Once the works are sold, Moretti (the drummer, that is – we hope you’re keeping up) will then get back behind the drum kit for a special New Year’s Eve hometown New York gig with the band in Brooklyn.

The seminal five-piece performed just the once in the UK in 2019, battling some sound issues to deliver a crowd-pleasing headline set at All Points East festival in east London. He says he wants to return to these shores next year, too, but in a much more intimate setting.

“To be perfectly honest with you,” he says, “I would like to come back there and play a smaller place. I would like to play maybe a few shows at smaller places because as fun as doing those festivals can be, they’re also… You know, I want to have more of an interaction with the specific Strokes fans, you know what I mean?

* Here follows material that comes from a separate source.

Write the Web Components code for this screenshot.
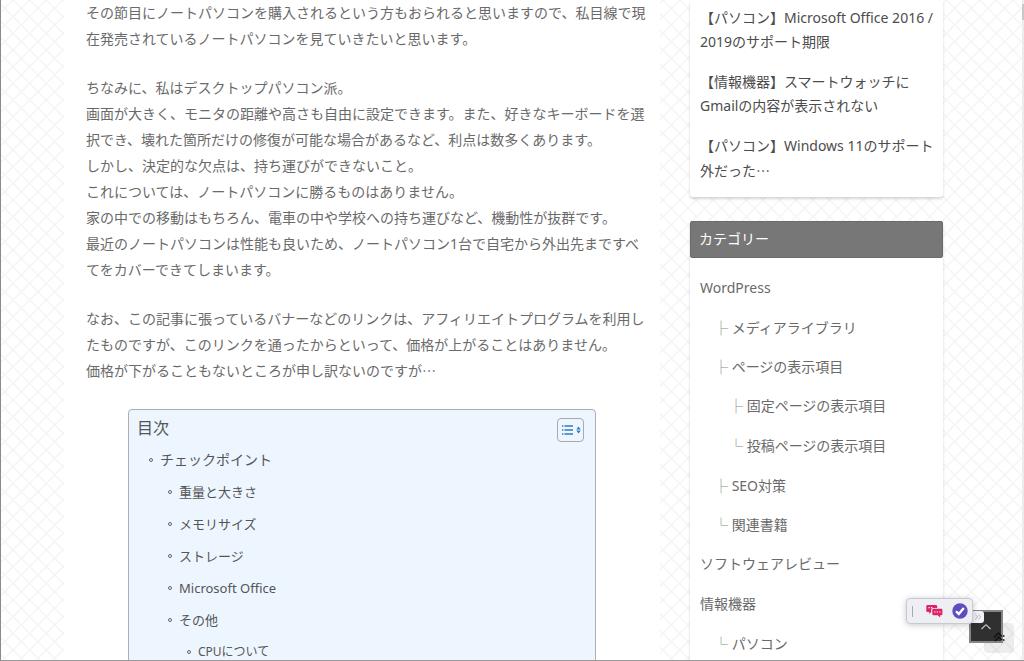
<!DOCTYPE html>
<html lang="ja">
<head>
<meta charset="utf-8">
<meta name="viewport" content="width=device-width, initial-scale=1">
<title>ノートパソコンの選び方</title>
<style>
html,body{margin:0;height:100%;overflow:hidden}
body{font-family:"Noto Sans","Noto Sans CJK JP",sans-serif;font-size:14px;line-height:24px;color:#6a6a6a}
.dots{font-family:"Noto Sans CJK JP",sans-serif;line-height:1}
</style>
</head>
<body>
<blog-page>
  <article-body>
    <p>その節目にノートパソコンを購入されるという方もおられると思いますので、私目線で現在発売されているノートパソコンを見ていきたいと思います。</p>
    <p>ちなみに、私はデスクトップパソコン派。<br>画面が大きく、モニタの距離や高さも自由に設定できます。また、好きなキーボードを選択でき、壊れた箇所だけの修復が可能な場合があるなど、利点は数多くあります。<br>しかし、決定的な欠点は、持ち運びができないこと。<br>これについては、ノートパソコンに勝るものはありません。<br>家の中での移動はもちろん、電車の中や学校への持ち運びなど、機動性が抜群です。<br>最近のノートパソコンは性能も良いため、ノートパソコン1台で自宅から外出先まですべてをカバーできてしまいます。</p>
    <p>なお、この記事に張っているバナーなどのリンクは、アフィリエイトプログラムを利用したものですが、このリンクを通ったからといって、価格が上がることはありません。<br>価格が下がることもないところが申し訳ないのですが<span class="dots">…</span></p>
    <table-of-contents></table-of-contents>
  </article-body>
  <side-card slot="side">
    <recent-posts></recent-posts>
  </side-card>
  <side-card slot="side" heading="カテゴリー">
    <category-list></category-list>
  </side-card>
</blog-page>
<floating-tools></floating-tools>

<script>
function define(name, html, setup){
  customElements.define(name, class extends HTMLElement{
    connectedCallback(){
      if(this.shadowRoot) return;
      const t=document.createElement('template');
      t.innerHTML=html;
      this.attachShadow({mode:'open'}).append(t.content.cloneNode(true));
      if(setup) setup(this, this.shadowRoot);
    }
  });
}

define('blog-page', `
<style>
:host{display:block;box-sizing:border-box;height:100vh;overflow:hidden;border-left:1px solid #8a8a8a;border-bottom:1px solid #999;
 background:#fff url("data:image/svg+xml,%3Csvg xmlns='http://www.w3.org/2000/svg' width='50' height='50' viewBox='0 0 3 3'%3E%3Cpath d='M0 0L3 3M1 0L3 2M2 0L3 1M0 1L2 3M0 2L1 3M3 0L0 3M1 0L0 1M2 0L0 2M3 1L1 3M3 2L2 3' stroke='%23f5f5f5' stroke-width='.09' stroke-linecap='square'/%3E%3C/svg%3E") 12px 0}
.cols{display:grid;grid-template-columns:minmax(0,1fr) 253px;gap:30px;margin:0 81px 0 63px;align-items:start}
aside{display:flex;flex-direction:column;gap:24px}
.track{position:fixed;right:0;top:0;bottom:1px;width:2px;background:#ececec}
.track::before{content:"";display:block;height:16px;margin-top:4px;background:#c8c8c8}
</style>
<div class="cols"><main><slot></slot></main><aside><slot name="side"></slot></aside></div>
<div class="track"></div>`);

define('article-body', `
<style>
:host{display:block;background:#fff;padding:0 12px 0 22px;line-height:26px}
::slotted(p){margin:0 0 23px}
::slotted(table-of-contents){margin:25px 52px 0 42px}
</style>
<slot></slot>`);

define('table-of-contents', `
<style>
:host{display:block;border:1px solid #aab0b6;border-radius:4px;background:#edf6ff;padding:8px 11px 24px 8px;color:#555}
header{display:flex;justify-content:space-between;align-items:flex-start}
h2{margin:0;font-size:16px;line-height:20px;font-weight:400}
button{width:27px;height:24px;padding:0;border:1px solid #aaa;border-radius:4px;background:none;display:flex;align-items:center;justify-content:center}
nav{margin-top:2px}
ul{list-style:none;margin:0;padding:0 0 0 12px;font-size:14px;line-height:32px}
ul ul{padding-left:19px;font-size:13px}
ul ul ul{font-size:12px}
a{color:inherit;text-decoration:none;display:flex;align-items:center;gap:7px}
a::before{content:"";box-sizing:border-box;width:4px;height:4px;border:1px solid #666;border-radius:50%}
</style>
<header><h2>目次</h2><button aria-label="目次の表示切り替え">
<svg width="21" height="12" viewBox="0 0 21 12"><g stroke="#3179bd" stroke-width="1.500"><path d="M2 2h1.400M2 6h1.400M2 10h1.400M4.500 2h8.500M4.500 6h8.500M4.500 10h8.500"/></g><path d="M18.500 2.500l2.200 3h-4.400zM18.500 9.500l2.200-3h-4.400z" fill="#3179bd"/></svg></button></header>
<nav><ul><li><a href="#check">チェックポイント</a><ul>
<li><a href="#weight">重量と大きさ</a></li>
<li><a href="#memory">メモリサイズ</a></li>
<li><a href="#storage">ストレージ</a></li>
<li><a href="#office">Microsoft Office</a></li>
<li><a href="#other">その他</a><ul><li><a href="#cpu">CPUについて</a></li></ul></li>
</ul></li></ul></nav>`);

define('side-card', `
<style>
:host{display:block;background:#fff;border-radius:3px;box-shadow:0 2px 3px rgba(0,0,0,.16)}
h2{margin:0;padding:0 8px 2px;font-size:14px;line-height:33px;font-weight:400;color:#fff;background:#777;border:1px solid #6b6b6b;border-radius:2px}
h2[hidden]{display:none}
</style>
<h2 hidden></h2><slot></slot>`, (host, root)=>{
  const t=host.getAttribute('heading');
  if(t){const h=root.querySelector('h2');h.textContent=t;h.hidden=false}
});

define('recent-posts', `
<style>
:host{display:block;padding:6px 4px 15px 10px;color:#4c4c4c}
ul{list-style:none;margin:0;padding:0;display:grid;gap:16px}
a{color:inherit;text-decoration:none;display:block}
.tail{display:inline-block;font-family:"Noto Sans CJK JP",sans-serif;vertical-align:top}
</style>
<ul>
<li><a href="#office-support">【パソコン】Microsoft Office 2016 / 2019のサポート期限</a></li>
<li><a href="#watch">【情報機器】スマートウォッチにGmailの内容が表示されない</a></li>
<li><a href="#win11">【パソコン】Windows 11のサポート<span class="tail">外だった…</span></a></li>
</ul>`);

define('category-list', `
<style>
:host{display:block;padding:10px 10px 24px}
ul{list-style:none;margin:0;padding:0;line-height:40px}
ul ul{padding-left:14px;line-height:39px}
ul ul ul{padding-left:15px;line-height:40px}
a{color:inherit;text-decoration:none}
li{white-space:nowrap}
i{font-style:normal;color:#888}
</style>
<ul>
<li><a href="#wordpress">WordPress</a><ul>
 <li><i>├</i> <a href="#media">メディアライブラリ</a></li>
 <li><i>├</i> <a href="#pages">ページの表示項目</a><ul>
  <li><i>├</i> <a href="#fixed">固定ページの表示項目</a></li>
  <li><i>└</i> <a href="#posts">投稿ページの表示項目</a></li></ul></li>
 <li><i>├</i> <a href="#seo">SEO対策</a></li>
 <li><i>└</i> <a href="#books">関連書籍</a></li></ul></li>
<li><a href="#software">ソフトウェアレビュー</a></li>
<li><a href="#devices">情報機器</a><ul>
 <li><i>└</i> <a href="#pc">パソコン</a></li></ul></li>
</ul>`);

define('floating-tools', `
<style>
:host{position:fixed;right:10px;bottom:8px;width:108px;height:55px}
.home,.top,.mark,.more,.bar{position:absolute;box-sizing:border-box}
button{padding:0;border:0;background:none;display:flex;align-items:center;justify-content:center}
.home{right:0;bottom:0;width:30px;height:30px;border-radius:4px;background:rgba(0,0,0,.07)}
.top{left:63px;top:12px;width:34px;height:33px;background:#303030;border:2px solid #858585}
.mark{left:87px;top:34px}
.more{left:66px;top:13px;width:12px;height:12px;background:#f2f2f6;border-radius:0 3px 3px 0}
.bar{left:0;top:0;width:67px;height:26px;display:flex;align-items:center;border:1px solid #c9c9d0;border-radius:4px;background:#eeeef5;box-shadow:0 1px 6px rgba(0,0,0,.22);padding:0 4px 0 5px}
.grip{width:1px;height:11px;background:#aaa;margin-right:auto}
.bar button+button{margin-left:9px}
svg{display:block}
</style>
<button class="home" aria-label="ページ先頭"></button>
<button class="top" aria-label="上へ戻る"><svg width="12" height="8" viewBox="0 0 12 8"><path d="M1.500 6L6 1.700 10.500 6" fill="none" stroke="#ccc" stroke-width="1.100"/></svg></button>
<svg class="mark" width="12" height="10" viewBox="0 0 12 10"><path d="M1 5.500L5.500 1 9 4.500M2 9l4-4 3 3" fill="none" stroke="#111" stroke-width="1.300"/><path d="M10 4h1.500M10 8h1.500" stroke="#111" stroke-width="1.500"/></svg>
<button class="more" aria-label="もっと見る"><svg width="8" height="8" viewBox="0 0 8 8"><path d="M1.500 1.500L3.500 4l-2 2.500M4.500 1.500l2 2.500-2 2.500" fill="none" stroke="#bbb"/></svg></button>
<div class="bar"><span class="grip"></span>
<button aria-label="チャット"><svg width="17" height="14" viewBox="0 0 17 14"><path d="M1.500 1h8.500a1.200 1.200 0 0 1 1.200 1.200V4H7a1.800 1.800 0 0 0-1.800 1.800V8L3.300 10V8H1.500A1.200 1.200 0 0 1 .3 6.800V2.200A1.200 1.200 0 0 1 1.500 1z" fill="#dc2466"/><path d="M7.500 4.800h7.700a1.200 1.200 0 0 1 1.200 1.200v4a1.200 1.200 0 0 1-1.200 1.200h-1v2.200l-2.400-2.200H7.500A1.200 1.200 0 0 1 6.300 10V6a1.200 1.200 0 0 1 1.200-1.200z" fill="#dc2466"/><path d="M8.200 8h1.300M10.700 8H12M13.200 8h1.300M2.500 3.600h1.200M5 3.600h1.200" stroke="#fff" stroke-width="1.200"/></svg></button>
<button aria-label="チェック"><svg width="16" height="16" viewBox="0 0 16 16"><circle cx="8" cy="8" r="7.700" fill="#604dbd"/><path d="M4 8.300l2.800 2.800 5-6" fill="none" stroke="#fff" stroke-width="2.300"/></svg></button></div>`);
</script>
</body>
</html>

“I feel we owe a lot to them. Especially you guys there in the UK who basically started our lives as musicians and we’re very thankful for that.”

‘Stop and smell the roses’

So does he miss those carefree days of playing Manhattan dive bars? Before fame, big festivals (and eventually the art world) came a-knocking?

“Yes. Increasingly as I get older,” he admits, “because I’ll be honest with you – I didn’t pay enough attention as it was happening.

“Things just started to fall like dominoes and moments started to turn into other moments and all of a sudden you’re playing The Mercury Lounge (in New York), and the next minute you’re flying to England and it just seems like I needed to stop and smell the roses a bit more.

“So I tried to look back on it and meditate on it, and see if I could remember anything that stuck in my subconscious. Bring it up to the fore.”

Fabrizio Moretti x Fabrizio Moretti: In Passing runs from 15-18 December at Sotheby’s New York, with the auction going live on 18 December.